Yenişehir Müftüsü Dr. Mehmet Şafii Bilik’in moderatörlüğünde Diyarbakır Salahaddin-i Eyyubi Külliyesi Konferans Salonu’nda gerçekleştirilen Fetih Paneli, şehrin İslam tarihindeki yeri ve ilim dünyasına katkılarına ışık tuttu.
Etkinliğe Araştırmacı-Yazar Abdulaziz Yatkın, Dicle Üniversitesi Öğretim Üyesi Dr. Osman Yağmur ve Prof. Dr. Hasan Tanrıverdi konuşmacı olarak katıldı.
Panelin açılışında konuşan Müftü Dr. Bilik, Diyarbakır’ın İslam medeniyetine olan katkılarına değinerek, “Diyarbekir, İslam dünyasını ilmi açıdan uzun zaman beslemiş bir merkezdir,” dedi.
Ulu Cami: İnançların Kesişme Noktası
Araştırmacı-Yazar Abdulaziz Yatkın, Diyarbakır’ın tarih boyunca çok sayıda medeniyete ev sahipliği yaptığını vurgulayarak, Ulu Cami’nin önce sinagog ve kilise olarak hizmet verdiğini, ardından fethin ardından camiye dönüştürüldüğünü anlattı. Yatkın, “Ulu Cami, Martoma Kilisesi olarak Hristiyanlarca kullanılan kutsal bir mekândı. Hz. İsa’nın havarilerinden Martoma’nın adını taşıması, bu mekâna farklı inançlar açısından da kutsiyet kazandırır,” dedi.
Şehrin fethi sonrası 500 kadar sahabe ve tabiinden kişilerin burada bırakıldığını belirten Yatkın, 1895 yılına ait bir araştırmaya göre şehirdeki okuma yazma oranının %90 olduğunu kaydetti. Ayrıca metrekareye düşen şair, yazar ve âlim sayısıyla Diyarbakır’ın eşsiz bir kültürel mirasa sahip olduğunu söyledi.

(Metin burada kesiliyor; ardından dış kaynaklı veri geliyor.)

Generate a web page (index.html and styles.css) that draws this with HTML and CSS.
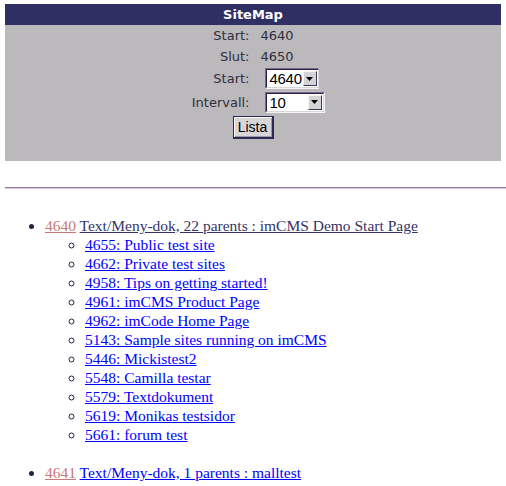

“Sahabe Nesli, Bizim İçin Yıldızlar Gibidir”
Dicle Üniversitesi Öğretim Üyesi Dr. Osman Yağmur, sahabe neslinin büyüklüğüne dikkat çekerek, “Peygamberimizi görüp ona iman eden, onunla birlikte mücadele eden bir nesil, sıradan insanlar değildir,” dedi. Yağmur, sahabe ve onları izleyen nesillerin (tabiin ve etbauttabiin) Diyarbakır’da yaşamış olmasının kente ayrı bir manevi değer kattığını belirtti.
Şehrin Mekke, Medine ve Kudüs gibi mukaddes bir değer taşıdığını vurgulayan Yağmur, “Sahabe kadın ve erkekleriyle bizim için birer fenerdir. Onların buraya kadar gelmesi bir fetih ruhunun, bir rahmet yürüyüşünün göstergesidir,” ifadelerini kullandı.

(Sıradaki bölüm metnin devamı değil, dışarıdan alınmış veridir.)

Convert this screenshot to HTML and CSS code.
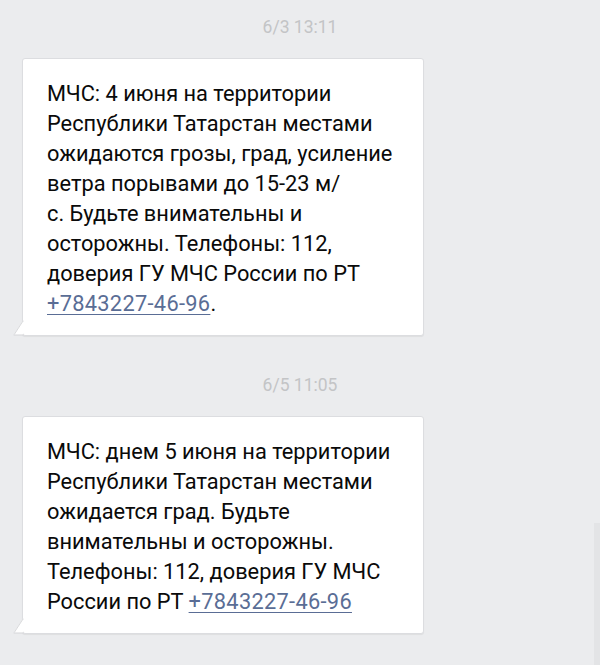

“İslam Orduları Fethe Ganimet İçin Değil, Adalet İçin Geldi”
Prof. Dr. Hasan Tanrıverdi ise panelde yaptığı konuşmada Diyarbakır’ın fethine dair tarihî ayrıntıları aktardı. Diyarbekir’in fethedildiği dönemde Roma İmparatorluğu hâkimiyetinde olduğunu, yönetimin Hristiyanlık esaslı çalıştığını belirtti.
Tanrıverdi, İyad bin Ganm’in şehri muhasara etmesi sürecinde mektup aracılığıyla halka güvence verildiğini belirterek şu ifadeleri paylaştı:
“Kimse din değiştirmeye zorlanmayacak. Müslüman olanlar bir yıl sonra zekât verecek, olmayanlar cizye verecek. Bu fetih bir merhamet hareketidir. Kürtlerin kılıçtan geçirildiği yönündeki iddialar iftiradır.”
Tanrıverdi, fetihten sonra şehrin yönetiminin Kürtlerin eline geçtiğini, şehirde Süryaniler, Ermeniler ve Zerdüştî Kürtlerin yaşadığını ifade etti.
Panel, Soru-Cevapla Sona Erdi
Diyarbakır’ın tarihi, kültürel ve ilmî mirasının derinlemesine ele alındığı panel, katılımcıların sorularının cevaplanmasıyla sona erdi. Panel, şehrin fetih ruhunu ve İslam medeniyetindeki yerine dair hafızaları tazeledi.